Enough with the baked goods metaphors

I am one of those people trying to watch my weight. Usually this means alternating from binge eating to starvation (alternate days).

But I digress.

The point here is that I am also one of those people that sits in oodles of meetings every month on economic development issues and also reads dozens of articles on said subject matter.

And I am getting tired of the ‘pies’.

You see, just about every meeting these days – despite the politically incorrect posture of flaunting high carb, high fat food in the face of all in view – will include a reference to ‘the pie’. More specifically, somebody or some group wanting their share of ‘the pie’.

So, while one of the eight levels of consciousness in my brain is thinking about strawberry pie or rhubarb pie or mincemeat pie (with ice cream of course!), somebody is pounding a fist on the proverbial table and demanding more pie*.
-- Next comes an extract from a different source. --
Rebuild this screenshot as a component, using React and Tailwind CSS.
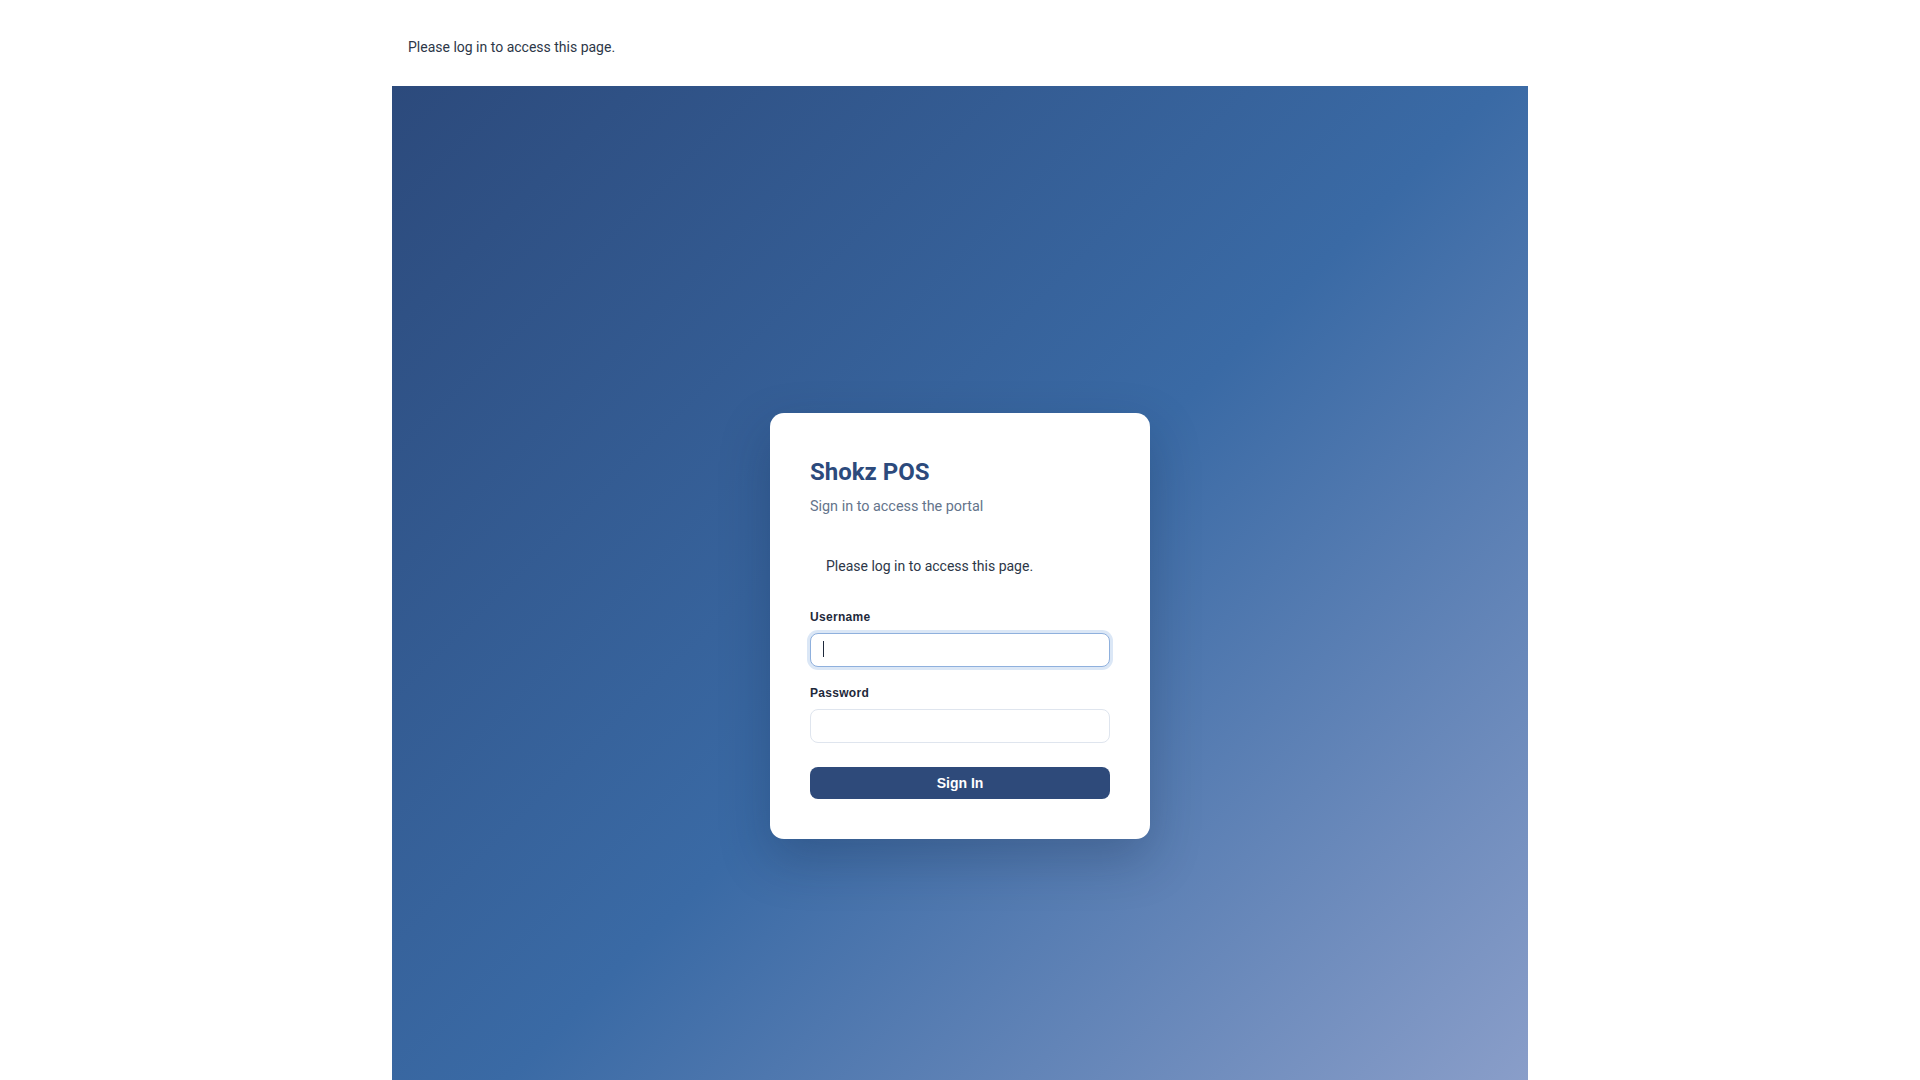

Big communities or provinces want their ‘share of the pie’ (example Quebec’s aerospace industry). Small communities or provinces what a larger ‘share of the pie’ because the other guy has gotten a larger share for the past 30 years and now has grown fat and thinks he needs a larger share of the pie because he is so large.

Some complain they get almost no pie at all and they are starving (erstwhile bloggers pining for more foreign investment as one example).

Some are having whole pies thrown at them and are now telling the pie throwers to only throw banana cream pies (Brampton, Ontario for example).

Somebody actually used used the ‘pie’ metaphor and ‘sweet’ versus ‘tart’ the other day in a meeting. While I was kind of dozing off at that point, I think he was refering to the side benefits or costs of a various economic development initiative (maybe the proposed refinery – I forget).

The problem with all these pie metaphors is that a) they are not in synch with our new wellness focus (hence distracting) and b) they tend to imply a finite amount of pie (except in the case of Brampton) that we all wrestle over.

If New Brunswick attracted an auto plant, for example, some would say that’s at the expense of southern Ontario (we stole their pie). I, on the other hand, tend to look at it differently. The 37 new auto plants that have set up in the US over the past decade, maybe one could have located here? Would that be at the expense of Ontario?

I think NB needs oodles more pie – er foreign business investment – but not at the expense of anywhere else in Canada – per se. If Canada attracts x billion in foreign investment each year without NB on the train, I think we need to attract x2 with NB on the train and then everyone wins.

Bigger pies is the goal here (presumably low fat and sweetened with Splenda).

I think I’ll go to the Homestead in Riverview for lunch. I might just have a piece of pie.

*It’s a bit like the Robert Munsch story “More Pies“. One of the side benefits of having three young children. You get to read hundreds of Munsch stories.